EXERCISE DESCRIPTION
Copy out the listing that follows, exact in every word, and skip the images.

━━━━━ DATA LINES ━━━━━

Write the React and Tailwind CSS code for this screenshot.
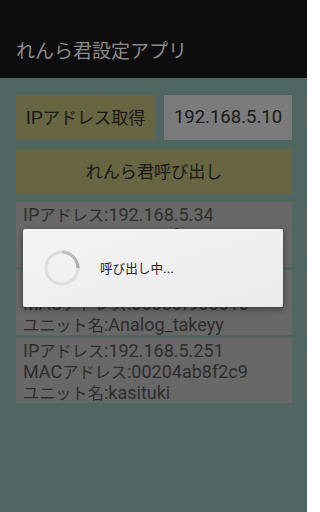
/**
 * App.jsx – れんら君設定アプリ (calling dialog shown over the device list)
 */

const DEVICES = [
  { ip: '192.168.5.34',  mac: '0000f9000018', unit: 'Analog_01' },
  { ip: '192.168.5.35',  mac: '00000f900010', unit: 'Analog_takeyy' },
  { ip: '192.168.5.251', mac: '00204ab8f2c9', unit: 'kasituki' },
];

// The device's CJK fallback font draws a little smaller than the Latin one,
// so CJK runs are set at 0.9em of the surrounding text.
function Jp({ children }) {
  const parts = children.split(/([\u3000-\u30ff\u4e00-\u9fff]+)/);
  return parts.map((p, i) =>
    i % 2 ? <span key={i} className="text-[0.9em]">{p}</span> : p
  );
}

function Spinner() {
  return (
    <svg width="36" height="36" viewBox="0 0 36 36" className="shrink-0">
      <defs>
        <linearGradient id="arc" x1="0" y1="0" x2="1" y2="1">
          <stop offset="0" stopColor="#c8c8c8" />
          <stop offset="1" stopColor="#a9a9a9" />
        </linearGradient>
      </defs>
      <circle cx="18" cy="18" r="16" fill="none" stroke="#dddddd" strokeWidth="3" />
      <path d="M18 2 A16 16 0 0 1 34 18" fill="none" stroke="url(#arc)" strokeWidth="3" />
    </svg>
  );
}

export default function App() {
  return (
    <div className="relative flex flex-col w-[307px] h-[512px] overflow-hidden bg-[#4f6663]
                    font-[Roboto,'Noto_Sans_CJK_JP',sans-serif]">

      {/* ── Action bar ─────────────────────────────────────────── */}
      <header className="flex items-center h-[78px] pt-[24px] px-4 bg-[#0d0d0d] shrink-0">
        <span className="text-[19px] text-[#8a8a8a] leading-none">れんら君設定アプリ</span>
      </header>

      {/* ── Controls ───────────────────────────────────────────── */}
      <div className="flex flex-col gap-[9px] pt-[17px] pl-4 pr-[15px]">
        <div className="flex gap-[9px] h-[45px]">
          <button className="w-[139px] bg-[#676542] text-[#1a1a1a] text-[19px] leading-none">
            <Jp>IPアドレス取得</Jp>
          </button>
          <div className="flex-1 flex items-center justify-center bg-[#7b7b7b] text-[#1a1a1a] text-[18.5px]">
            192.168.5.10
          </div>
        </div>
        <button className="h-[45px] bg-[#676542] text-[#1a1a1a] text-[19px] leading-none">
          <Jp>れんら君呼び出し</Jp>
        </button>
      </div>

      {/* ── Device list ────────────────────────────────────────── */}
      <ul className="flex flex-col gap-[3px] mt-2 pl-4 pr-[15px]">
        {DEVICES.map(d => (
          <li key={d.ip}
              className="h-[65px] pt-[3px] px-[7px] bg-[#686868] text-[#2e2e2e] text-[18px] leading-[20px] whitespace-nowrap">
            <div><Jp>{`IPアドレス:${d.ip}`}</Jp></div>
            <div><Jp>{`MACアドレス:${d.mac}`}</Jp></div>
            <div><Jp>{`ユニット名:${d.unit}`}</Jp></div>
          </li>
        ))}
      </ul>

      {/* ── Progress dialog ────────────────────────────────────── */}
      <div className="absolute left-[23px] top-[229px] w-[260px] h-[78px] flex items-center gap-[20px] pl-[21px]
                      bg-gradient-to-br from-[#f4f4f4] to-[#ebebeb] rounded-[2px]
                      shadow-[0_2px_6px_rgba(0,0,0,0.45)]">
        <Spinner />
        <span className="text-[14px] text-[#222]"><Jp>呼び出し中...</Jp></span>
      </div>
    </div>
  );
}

━━━━━

THE SOLUTION
Write the React and Tailwind CSS code for this screenshot.
/**
 * App.jsx – れんら君設定アプリ (calling dialog shown over the device list)
 */

const DEVICES = [
  { ip: '192.168.5.34',  mac: '0000f9000018', unit: 'Analog_01' },
  { ip: '192.168.5.35',  mac: '00000f900010', unit: 'Analog_takeyy' },
  { ip: '192.168.5.251', mac: '00204ab8f2c9', unit: 'kasituki' },
];

// The device's CJK fallback font draws a little smaller than the Latin one,
// so CJK runs are set at 0.9em of the surrounding text.
function Jp({ children }) {
  const parts = children.split(/([\u3000-\u30ff\u4e00-\u9fff]+)/);
  return parts.map((p, i) =>
    i % 2 ? <span key={i} className="text-[0.9em]">{p}</span> : p
  );
}

function Spinner() {
  return (
    <svg width="36" height="36" viewBox="0 0 36 36" className="shrink-0">
      <defs>
        <linearGradient id="arc" x1="0" y1="0" x2="1" y2="1">
          <stop offset="0" stopColor="#c8c8c8" />
          <stop offset="1" stopColor="#a9a9a9" />
        </linearGradient>
      </defs>
      <circle cx="18" cy="18" r="16" fill="none" stroke="#dddddd" strokeWidth="3" />
      <path d="M18 2 A16 16 0 0 1 34 18" fill="none" stroke="url(#arc)" strokeWidth="3" />
    </svg>
  );
}

export default function App() {
  return (
    <div className="relative flex flex-col w-[307px] h-[512px] overflow-hidden bg-[#4f6663]
                    font-[Roboto,'Noto_Sans_CJK_JP',sans-serif]">

      {/* ── Action bar ─────────────────────────────────────────── */}
      <header className="flex items-center h-[78px] pt-[24px] px-4 bg-[#0d0d0d] shrink-0">
        <span className="text-[19px] text-[#8a8a8a] leading-none">れんら君設定アプリ</span>
      </header>

      {/* ── Controls ───────────────────────────────────────────── */}
      <div className="flex flex-col gap-[9px] pt-[17px] pl-4 pr-[15px]">
        <div className="flex gap-[9px] h-[45px]">
          <button className="w-[139px] bg-[#676542] text-[#1a1a1a] text-[19px] leading-none">
            <Jp>IPアドレス取得</Jp>
          </button>
          <div className="flex-1 flex items-center justify-center bg-[#7b7b7b] text-[#1a1a1a] text-[18.5px]">
            192.168.5.10
          </div>
        </div>
        <button className="h-[45px] bg-[#676542] text-[#1a1a1a] text-[19px] leading-none">
          <Jp>れんら君呼び出し</Jp>
        </button>
      </div>

      {/* ── Device list ────────────────────────────────────────── */}
      <ul className="flex flex-col gap-[3px] mt-2 pl-4 pr-[15px]">
        {DEVICES.map(d => (
          <li key={d.ip}
              className="h-[65px] pt-[3px] px-[7px] bg-[#686868] text-[#2e2e2e] text-[18px] leading-[20px] whitespace-nowrap">
            <div><Jp>{`IPアドレス:${d.ip}`}</Jp></div>
            <div><Jp>{`MACアドレス:${d.mac}`}</Jp></div>
            <div><Jp>{`ユニット名:${d.unit}`}</Jp></div>
          </li>
        ))}
      </ul>

      {/* ── Progress dialog ────────────────────────────────────── */}
      <div className="absolute left-[23px] top-[229px] w-[260px] h-[78px] flex items-center gap-[20px] pl-[21px]
                      bg-gradient-to-br from-[#f4f4f4] to-[#ebebeb] rounded-[2px]
                      shadow-[0_2px_6px_rgba(0,0,0,0.45)]">
        <Spinner />
        <span className="text-[14px] text-[#222]"><Jp>呼び出し中...</Jp></span>
      </div>
    </div>
  );
}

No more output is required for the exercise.